The roots of the problem go back centuries.  However, more recent factors such as the decrease in public sector supports for community organizing and action in the late 1970s (i.e., community action programs, Head Start parent organizing and participation funds, faith-based “action” funding, etc.) as result of a federal budget crisis was caused primarily by the significant decrease in the corporate tax rate.  These programs were a significant part of the organizing infrastructure in Black communities.  Although philanthropy tried to meet some of the gaps caused by public funding cuts, by 1981, the number of African American institutions engaged in organizing had dwindled significantly.

Public funding and non-profit incorporation requirements began to actively restrict political activity.  As a result, foundations and individual donors became the primary sources of financial support for progressive advocacy.  Monies previously invested in African American organizing were largely redirected toward efforts to build broad-based coalitions to combat Reagan era funding cuts, without a strategy for expanding grassroots organizing in communities most affected.  The resulting devastation of Black organizing infrastructure was exacerbated by the exodus of African American organizing talent to institutions with the capacity to support organizing and organizers.  Perhaps even worse, shrinking Black infrastructure gave rise to a new class of “penetrator” leadership; those who had most deeply penetrated white institutions – like the President, Colin Powell, Black executives of large corporations – people with little accountability to Black people who still get to speak on their behalf.

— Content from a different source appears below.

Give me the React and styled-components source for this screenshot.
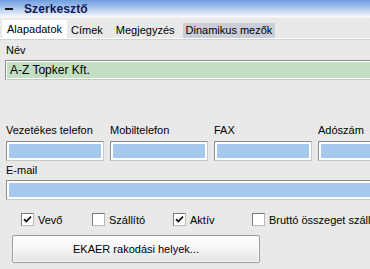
import React from 'react';
import styled, { createGlobalStyle } from 'styled-components';

const Global = createGlobalStyle`
  html, body { margin: 0; padding: 0; background: #e9e9e9; }
  body { font-family: "Liberation Sans", Arial, sans-serif; font-size: 11px; color: #000; }
`;

const Window = styled.div`
  width: 370px;
  height: 269px;
  overflow: hidden;
  background: #e9e9e9;
`;

const TitleBar = styled.div`
  height: 17px;
  display: flex;
  align-items: center;
  background: linear-gradient(to bottom, #6f9de0 0%, #a9c5ee 45%, #e3ecf9 85%, #f6f8fc 100%);
  border-bottom: 1px solid #f4f4f4;
`;

const Collapse = styled.span`
  width: 8px;
  height: 2px;
  background: #1a1a1a;
  margin: 0 11px 0 5px;
`;

const Title = styled.span`
  font-weight: bold;
  font-size: 12px;
  color: #0c1a5c;
  letter-spacing: 0.1px;
`;

const Tabs = styled.div`
  display: flex;
  align-items: flex-end;
  height: 18px;
  margin-top: 2px;
  padding-left: 2px;
  border-bottom: 1px solid #ffffff;
  box-shadow: 0 1px 0 #d2d2d2;
`;

const Tab = styled.div`
  height: ${p => (p.$active ? '18px' : '15px')};
  line-height: ${p => (p.$active ? '18px' : '15px')};
  padding: 0 ${p => p.$pad || 4}px;
  margin-right: ${p => p.$gap || 0}px;
  background: ${p => (p.$active ? '#ffffff' : p.$hover ? '#c9ced8' : 'transparent')};
  white-space: nowrap;
`;

const Body = styled.div`
  padding: 5px 0 0 6px;
`;

const Label = styled.div`
  height: 13px;
  line-height: 13px;
  white-space: nowrap;
`;

const Input = styled.div`
  box-sizing: border-box;
  height: 20px;
  width: ${p => p.$w || '420px'};
  border: 1px solid;
  border-color: #8d8d8d #c8c8c8 #c8c8c8 #8d8d8d;
  box-shadow: inset 0 0 0 ${p => (p.$green ? 1 : 2)}px #ffffff;
  background: ${p => (p.$green ? '#c2dfc2' : '#a6c8ef')};
  padding: 0 4px;
  line-height: 18px;
  white-space: nowrap;
  font-size: 12px;
`;

const Field = styled.div`
  margin-top: ${p => p.$top || 0}px;
  margin-left: ${p => p.$left || 0}px;
`;

const Grid = styled.div`
  display: grid;
  grid-template-columns: repeat(4, 98px);
  column-gap: 6px;
  margin-top: 44px;
`;

const Checks = styled.div`
  display: grid;
  grid-template-columns: 71px 81px 79px auto;
  padding-left: 15px;
  margin-top: 13px;
`;

const Check = styled.label`
  display: flex;
  align-items: center;
  gap: 4px;
  white-space: nowrap;
  font-size: 11px;
`;

const Box = styled.span`
  box-sizing: border-box;
  width: 13px;
  height: 13px;
  border: 1px solid #7f7f7f;
  border-color: #7a7a7a #b8b8b8 #b8b8b8 #7a7a7a;
  background: #ffffff;
  display: flex;
  align-items: center;
  justify-content: center;
`;

const Button = styled.div`
  box-sizing: border-box;
  width: 248px;
  height: 28px;
  margin: 9px 0 0 6px;
  border: 1px solid #9c9c9c;
  border-radius: 2px;
  background: linear-gradient(to bottom, #ffffff 0%, #f4f4f4 50%, #e3e3e3 100%);
  box-shadow: inset 0 0 0 1px #fafafa;
  display: flex;
  align-items: center;
  justify-content: center;
  font-size: 11px;
`;

const Tick = () => (
  <svg width="9" height="9" viewBox="0 0 9 9">
    <path d="M1 4.2 L3.3 6.5 L8 1.6" fill="none" stroke="#111" strokeWidth="1.8" />
  </svg>
);

const CheckItem = ({ checked, children }) => (
  <Check>
    <Box>{checked && <Tick />}</Box>
    {children}
  </Check>
);

const phones = ['Vezetékes telefon', 'Mobiltelefon', 'FAX', 'Adószám'];

export default function App() {
  return (
    <Window>
      <Global />
      <TitleBar>
        <Collapse />
        <Title>Szerkesztő</Title>
      </TitleBar>
      <Tabs>
        <Tab $active $pad={5}>Alapadatok</Tab>
        <Tab $gap={5}>Címek</Tab>
        <Tab $gap={4}>Megjegyzés</Tab>
        <Tab $hover $pad={3}>Dinamikus mezők</Tab>
      </Tabs>
      <Body>
        <Label>Név</Label>
        <Field $top={3} $left={-1}>
          <Input $green>A-Z Topker Kft.</Input>
        </Field>
        <Grid>
          {phones.map(p => (
            <div key={p}>
              <Label>{p}</Label>
              <Field $top={4}>
                <Input $w="98px" />
              </Field>
            </div>
          ))}
        </Grid>
        <Field $top={3}>
          <Label>E-mail</Label>
        </Field>
        <Field $top={3}>
          <Input />
        </Field>
        <Checks>
          <CheckItem checked>Vevő</CheckItem>
          <CheckItem>Szállító</CheckItem>
          <CheckItem checked>Aktív</CheckItem>
          <CheckItem>Bruttó összeget szállítólevélen</CheckItem>
        </Checks>
        <Button>EKAER rakodási helyek...</Button>
      </Body>
    </Window>
  );
}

Could Dr. King get a job organizing Black folk if he were around today?

There’s a lot of talk about today’s “new” civil rights movement.  It’s supposed to be bigger, more diverse and less “dreamy” than its predecessor.  Don’t get me wrong.  We need to learn from past mistakes, take into account new realities and build broad based alliances that help us hold this huge project of liberation.  Yet, I can’t seem to shake the feeling that much of this talk ignores the radical roots and promise of the “old” civil rights movement; and why some people were killed for their participation in it.  Black power is still scary.  Poor people building power is still scary.  And most of the agenda of Dr. King and his contemporaries is so scary that these ideals have been abandoned – even thwarted – by the very people and institutions that claim to love him and his “dream.”

As you celebrate that historic day on the national lawn 50 years ago, listen carefully to the speeches and look hard at the leadership that made the day possible.  Black lives matter.  Black organizing matters and it is an important part of the story of how we all get free.